« Polluants éternels » : pesticides et boues sous surveillance

Les pesticides et les boues de stations sont potentiellement émetteurs de PFAS, des substances persistantes, mobiles et bioaccumulables, qualifiées de « polluants éternels », aux nombreuses inconnues. Une règlementation européenne est attendue pour 2026.

PFOS, PFOA, PFHxA, PFHxS, PFHpA, PFPeA, 6:2 FTS... : ce sont quelques-unes de molécules appartenant à la famille des PFAS, ou substances poly ou perfluoroalkylées. Cette famille chimique en recèle en réalité environ 5000, dont 600 font l’objet de multiples usages : imperméabilisants pour les cuirs et textiles, papiers et emballages traités, enduits pour textiles et peintures, autres produits tels que les détergents, biocides (appâts pour fourmis et blattes), industrie photographique, photolithographie, semi-conducteurs, fluides hydrauliques, traitements de surface des métaux, pièces exposées à haute température (durites, etc.) ...

Les PFAS sont caractérisés par une chaîne carbonée dont au moins un carbone est complètement substitué par des atomes de fluor. Leur stabilité chimique en fait des substances non dégradées dans l’environnement, persistantes, mobiles et bioaccumulables, qualifiées de « polluants éternels ».

Interrogations sur leur présence dans les pesticides...

Dans un rapport publié en avril, l’Inspection générale de l’environnement et du développement durable (IGEDD – ministère de la Transition écologique) pose les bases d’une feuille de route listant toute une série d’actions destinées à mieux maîtriser les contaminations par les PFAS. Car si leur toxicité est encore méconnue, des effets nocifs et toxiques sur le métabolisme humain ont été observés pour plusieurs PFAS. Leur caractère cancérigène est suspecté. La principale voie de contamination humaine et animale est la consommation d’eau, puis d’aliments, ainsi que l’inhalation d’air et de poussières.

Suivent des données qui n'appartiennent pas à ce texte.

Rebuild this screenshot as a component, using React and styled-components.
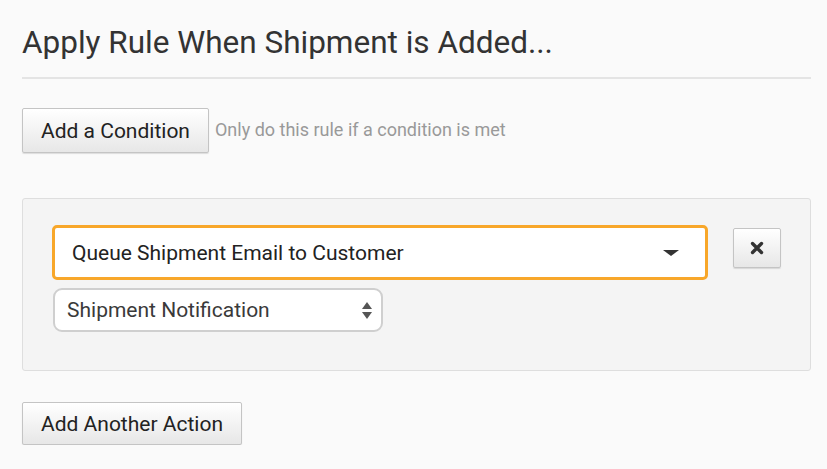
import styled, { createGlobalStyle } from "styled-components";

const GlobalStyle = createGlobalStyle`
    html, body {
        margin: 0;
        padding: 0;
        background: #fafafa;
        font-family: Roboto, "Liberation Sans", sans-serif;
        color: #333;
    }
`;

const Page = styled.div`
    width: 789px;
    padding: 22px 0 0 22px;
`;

const Title = styled.h1`
    margin: 0;
    padding-bottom: 13px;
    font-size: 31.5px;
    font-weight: 400;
    line-height: 42px;
    color: #333;
    border-bottom: 2px solid #e4e4e4;
`;

const ConditionRow = styled.div`
    display: flex;
    align-items: center;
    margin-top: 29px;
`;

const Button = styled.button`
    height: ${(p) => p.$h || 45}px;
    padding: 0 ${(p) => p.$px || 18}px;
    font-family: Roboto, "Liberation Sans", sans-serif;
    font-size: 21px;
    color: #222;
    background: linear-gradient(#ffffff, #e7e7e7);
    border: 1px solid #c4c4c4;
    border-radius: 2px;
    box-shadow: 0 1px 1px rgba(0, 0, 0, 0.12);
    cursor: pointer;
`;

const Hint = styled.span`
    margin-left: 6px;
    margin-bottom: 2px;
    font-size: 18px;
    color: #999;
`;

const Panel = styled.div`
    margin-top: 45px;
    padding: 26px 29px 38px;
    background: #f4f4f4;
    border: 1px solid #dedede;
    border-radius: 3px;
    box-sizing: border-box;
    height: 173px;
`;

const ActionRow = styled.div`
    display: flex;
    align-items: flex-start;
    gap: 25px;
`;

const BigSelect = styled.div`
    width: 658px;
    height: 55px;
    box-sizing: border-box;
    display: flex;
    align-items: center;
    justify-content: space-between;
    padding: 0 26px 0 17px;
    background: #fff;
    border: 3px solid #f8a72a;
    border-radius: 5px;
    font-size: 21px;
    color: #222;
`;

const Caret = styled.span`
    width: 0;
    height: 0;
    border-left: 8px solid transparent;
    border-right: 8px solid transparent;
    border-top: 6px solid #333;
`;

const RemoveButton = styled(Button)`
    width: 48px;
    margin-top: 3px;
    padding: 0;
    display: flex;
    align-items: center;
    justify-content: center;
`;

const SmallSelect = styled.div`
    width: 330px;
    height: 44px;
    margin-top: 8px;
    margin-left: 1px;
    box-sizing: border-box;
    display: flex;
    align-items: center;
    justify-content: space-between;
    padding: 0 9px 0 12px;
    background: #fff;
    border: 2px solid #cfcfcf;
    border-radius: 9px;
    font-size: 21px;
    color: #3a3a3a;
`;

const Arrows = styled.span`
    display: flex;
    flex-direction: column;
    gap: 3px;
`;

const Arrow = styled.span`
    width: 0;
    height: 0;
    border-left: 5px solid transparent;
    border-right: 5px solid transparent;
    ${(p) => (p.$up ? "border-bottom" : "border-top")}: 7px solid #555;
`;

const Footer = styled.div`
    margin-top: 31px;
`;

export default function App() {
    return (
        <>
            <GlobalStyle />
            <Page>
                <Title>Apply Rule When Shipment is Added...</Title>
                <ConditionRow>
                    <Button>Add a Condition</Button>
                    <Hint>Only do this rule if a condition is met</Hint>
                </ConditionRow>
                <Panel>
                    <ActionRow>
                        <BigSelect>
                            <span>Queue Shipment Email to Customer</span>
                            <Caret />
                        </BigSelect>
                        <RemoveButton $h={40} aria-label="Remove">
                            <svg width="14" height="14" viewBox="0 0 14 14">
                                <path
                                    d="M2.5 2.5 L11.5 11.5 M11.5 2.5 L2.5 11.5"
                                    stroke="#333"
                                    strokeWidth="3.4"
                                    strokeLinecap="round"
                                />
                            </svg>
                        </RemoveButton>
                    </ActionRow>
                    <SmallSelect>
                        <span>Shipment Notification</span>
                        <Arrows>
                            <Arrow $up />
                            <Arrow />
                        </Arrows>
                    </SmallSelect>
                </Panel>
                <Footer>
                    <Button $h={43}>Add Another Action</Button>
                </Footer>
            </Page>
        </>
    );
}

Dans le secteur agricole, les PFAS pourraient faire parler d’eux dans deux domaines que sont les épandages de boues d’une part et les pesticides d’autre part. Sur ce point, le rapport de l’IGEDD note que « le sujet des pesticides potentiellement concernés est très mal documenté, ce qui justifierait la mise en place d’une enquête auprès des fabricants pour déterminer les pesticides concernés, les quantités vendues en France, sur quelles cultures et dans quelles régions ». Le rapport préconise l’obligation de préciser la nature et les quantités de PFAS contenus dans les produits mis sur le marché et leurs volumes vendus en France, et de fournir tout élément technique permettant d’en déterminer les concentrations dans l’environnement, pour différentes matrices (eau, air, sol).

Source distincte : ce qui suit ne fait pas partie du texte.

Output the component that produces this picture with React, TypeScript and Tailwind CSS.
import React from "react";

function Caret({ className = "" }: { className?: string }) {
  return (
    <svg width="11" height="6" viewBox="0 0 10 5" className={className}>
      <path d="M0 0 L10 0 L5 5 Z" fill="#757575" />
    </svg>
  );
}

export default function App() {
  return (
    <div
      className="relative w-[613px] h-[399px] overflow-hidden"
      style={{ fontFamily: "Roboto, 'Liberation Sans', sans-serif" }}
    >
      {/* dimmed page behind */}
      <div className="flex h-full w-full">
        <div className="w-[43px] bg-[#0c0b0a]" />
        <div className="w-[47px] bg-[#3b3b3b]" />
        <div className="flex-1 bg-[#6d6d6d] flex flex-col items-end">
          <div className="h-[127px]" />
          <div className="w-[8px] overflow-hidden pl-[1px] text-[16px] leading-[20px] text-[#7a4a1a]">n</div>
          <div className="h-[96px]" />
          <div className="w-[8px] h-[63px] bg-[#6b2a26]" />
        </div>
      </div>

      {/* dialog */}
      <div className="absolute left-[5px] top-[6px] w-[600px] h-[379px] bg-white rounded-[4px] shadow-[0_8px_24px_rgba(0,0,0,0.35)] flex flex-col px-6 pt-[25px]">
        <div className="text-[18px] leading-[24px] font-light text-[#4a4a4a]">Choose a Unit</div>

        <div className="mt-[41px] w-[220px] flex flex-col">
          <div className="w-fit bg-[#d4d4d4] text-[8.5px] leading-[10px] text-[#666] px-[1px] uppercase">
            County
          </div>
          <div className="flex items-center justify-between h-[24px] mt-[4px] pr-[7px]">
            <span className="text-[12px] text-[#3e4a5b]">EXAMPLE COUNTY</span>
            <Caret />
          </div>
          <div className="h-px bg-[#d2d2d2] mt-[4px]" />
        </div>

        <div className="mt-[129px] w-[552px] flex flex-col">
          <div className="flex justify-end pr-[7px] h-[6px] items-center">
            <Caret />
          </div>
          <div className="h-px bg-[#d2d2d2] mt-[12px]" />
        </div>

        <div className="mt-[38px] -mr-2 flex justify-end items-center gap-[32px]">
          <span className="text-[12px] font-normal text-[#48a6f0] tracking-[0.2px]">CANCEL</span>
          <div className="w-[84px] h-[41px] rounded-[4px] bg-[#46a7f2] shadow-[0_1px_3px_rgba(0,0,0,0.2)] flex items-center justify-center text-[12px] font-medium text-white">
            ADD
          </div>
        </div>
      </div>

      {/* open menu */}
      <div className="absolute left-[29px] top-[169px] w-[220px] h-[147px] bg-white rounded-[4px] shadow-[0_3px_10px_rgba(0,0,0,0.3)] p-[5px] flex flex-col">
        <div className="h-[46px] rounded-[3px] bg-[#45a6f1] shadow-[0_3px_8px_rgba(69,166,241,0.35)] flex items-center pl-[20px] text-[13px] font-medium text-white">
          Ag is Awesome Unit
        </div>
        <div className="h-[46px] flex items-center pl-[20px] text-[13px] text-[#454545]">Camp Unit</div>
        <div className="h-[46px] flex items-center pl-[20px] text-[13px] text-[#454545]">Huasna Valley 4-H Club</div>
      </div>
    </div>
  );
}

... et dans les boues issues de stations d’épuration

Cependant, les terres agricoles recevant des pesticides sont considérées comme des sites dits « secondaires » potentiellement émetteurs de PFAS, à l’inverses des usines de fabrication de PFAS, des zones d'entraînement aux incendies ou encore des aéroports militaires, considérés comme sources « primaires ». Les épandages de boues, composts et digestats issus de stations de traitement des eaux usées (STEU) sont également considérés comme de potentiels sites émetteurs « secondaires ».

Selon le rapport de l’IGEED, « il ne semble ni envisageable ni utile à court et moyen terme d’établir la cartographie des émissions diffuses. Des éléments de cartographie, de nature qualitative, pourraient cependant indiquer les secteurs d’épandage historiques ou actuels de boues issus de STEU rejetant du PFOS et les zones d‘épandage historiques et actuelles de pesticides contenant des PFAS ». Outre ses origines diffuses, les sources d’émission identifiées en France comptent quelques points de rejets industriels, d’ancien sites d’incendies à hydrocarbure où la lutte contre le feu a nécessité l’utilisation de mousses contenant des PFAS.